Initialize the SPN class with the provided parameters.

Parameters

sbox : list of int
List of integers representing the S-box.
pbox : list of int
List of integers representing the P-box.
key : list of int or bytes or bytearray
List of integers, bytes, or bytearray representing the key. LSB block_size bits will be used.
rounds : int
Number of rounds for the SPN.
implementation : int, optional
Implementation option. Default is 0. 0: Last round doesn't contain the permute operation. 1: Last round contains the permute operation.
Expand source code
class SPN:
    """
    Class representing the SPN (Substitution-Permutation Network) encryption algorithm.

    Methods
    -------
    perm(inp)
        Apply the P-box permutation on the input.
    inv_perm(inp)
        Apply the inverse P-box permutation on the input.
    sub(inp)
        Apply the S-box substitution on the input.
    inv_sub(inp)
        Apply the inverse S-box substitution on the input.
    int_to_list(inp)
        Convert a len(pbox)-sized integer to a list of S-box sized integers.
    list_to_int(lst)
        Convert a list of S-box sized integers to a len(pbox)-sized integer.
    expand_key(key, rounds)
        Derive round keys deterministically from the given key.
    _enc_last_noperm(pt)
        Encrypt plaintext using the SPN, where the last round doesn't contain the permute operation.
    _enc_last_withperm(ct)
        Encrypt plaintext using the SPN, where the last round contains the permute operation.
    _dec_last_noperm(ct)
        Decrypt ciphertext using the SPN, where the last round doesn't contain the permute operation.
    _dec_last_withperm(ct)
        Decrypt ciphertext using the SPN, where the last round contains the permute operation.
    """

    def __init__(self, sbox, pbox, key, rounds, implementation=0):
        """
        Initialize the SPN class with the provided parameters.

        Parameters
        ----------
        sbox : list of int
            List of integers representing the S-box.

        pbox : list of int
            List of integers representing the P-box.

        key : list of int or bytes or bytearray
            List of integers, bytes, or bytearray representing the key.
            LSB block_size bits will be used.

        rounds : int
            Number of rounds for the SPN.

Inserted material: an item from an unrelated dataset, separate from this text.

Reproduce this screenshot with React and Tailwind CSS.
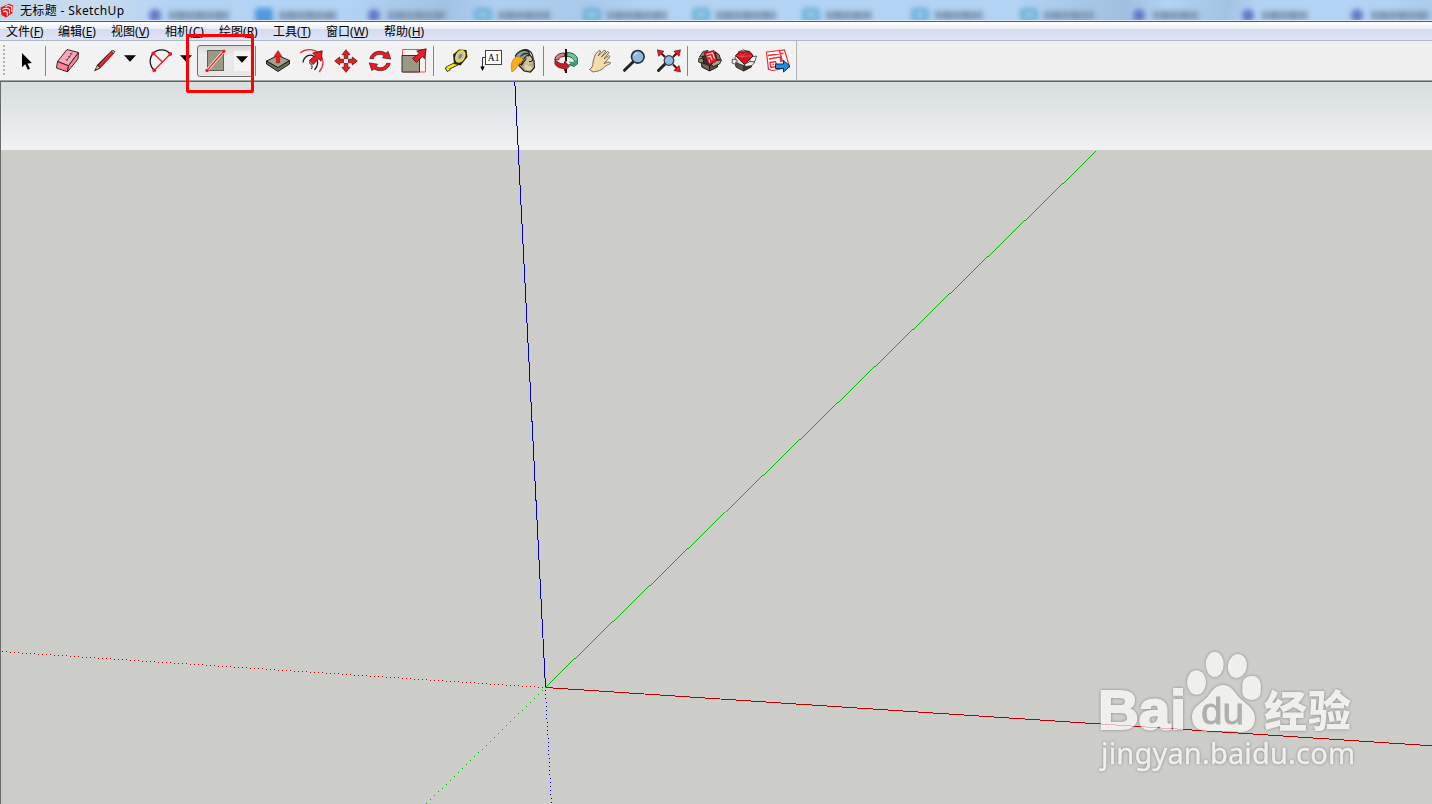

        implementation : int, optional
            Implementation option. Default is 0.
            0: Last round doesn't contain the permute operation.
            1: Last round contains the permute operation.
        """
        self.sbox = sbox
        self.pbox = pbox
        self.sinv = [sbox.index(i) for i in range(len(sbox))]
        self.pinv = [pbox.index(i) for i in range(len(pbox))]
        self.block_size = len(pbox)
        self.box_size = int(log2(len(sbox)))
        self.num_sbox = len(pbox) // self.box_size
        self.rounds = rounds
        self.round_keys = self.expand_key(key, rounds)
        if implementation == 0:
            self.encrypt = self._enc_last_noperm
            self.decrypt = self._dec_last_noperm
        else:
            self.encrypt = self._enc_last_withperm
            self.decrypt = self._dec_last_withperm

    def perm(self, inp: int) -> int:
        """
        Apply the P-box permutation on the input.

        Parameters
        ----------
        inp : int
            The input value to apply the P-box permutation on.

        Returns
        -------
        int
            The permuted value after applying the P-box.
        """
        ct = 0
        for i, v in enumerate(self.pbox):
            ct |= (inp >> (self.block_size - 1 - i) & 1) << (
                self.block_size - 1 - v)
        return ct

    def inv_perm(self, inp: int) -> int:
        """
        Apply the inverse P-box permutation on the input.

        Parameters
        ----------
        inp : int
            The input value to apply the inverse P-box permutation on.

        Returns
        -------
        int
            The permuted value after applying the inverse P-box.
        """
        ct = 0
        for i, v in enumerate(self.pinv):
            ct |= (inp >> (self.block_size - 1 - i) & 1) << (
                self.block_size - 1 - v)
        return ct

    def sub(self, inp: int) -> int:
        """
        Apply the S-box substitution on the input.

        Parameters
        ----------
        inp : int
            The input value to apply the S-box substitution on.

        Returns
        -------
        int
            The substituted value after applying the S-box.
        """
        ct, bs = 0, self.box_size
        for i in range(self.num_sbox):
            ct |= self.sbox[(inp >> (i * bs)) & ((1 << bs) - 1)] << (bs * i)
        return ct

    def inv_sub(self, inp: int) -> int:
        """
        Apply the inverse S-box substitution on the input.

        Parameters
        ----------
        inp : int
            The input value to apply the inverse S-box substitution on.

        Returns
        -------
        int
            The substituted value after applying the inverse S-box.
        """
        ct, bs = 0, self.box_size
        for i in range(self.num_sbox):
            ct |= self.sinv[(inp >> (i * bs)) & ((1 << bs) - 1)] << (bs * i)
        return ct

    def int_to_list(self, inp):
        """
        Convert a len(pbox)-sized integer to a list of S-box sized integers.

        Parameters
        ----------
        inp : int
            An integer representing a len(pbox)-sized input.

        Returns
        -------
        list of int
            A list of integers, each representing an S-box sized input.
        """
        bs = self.box_size
        return [(inp >> (i * bs)) & ((1 << bs) - 1)
                for i in range(self.num_sbox - 1, -1, -1)]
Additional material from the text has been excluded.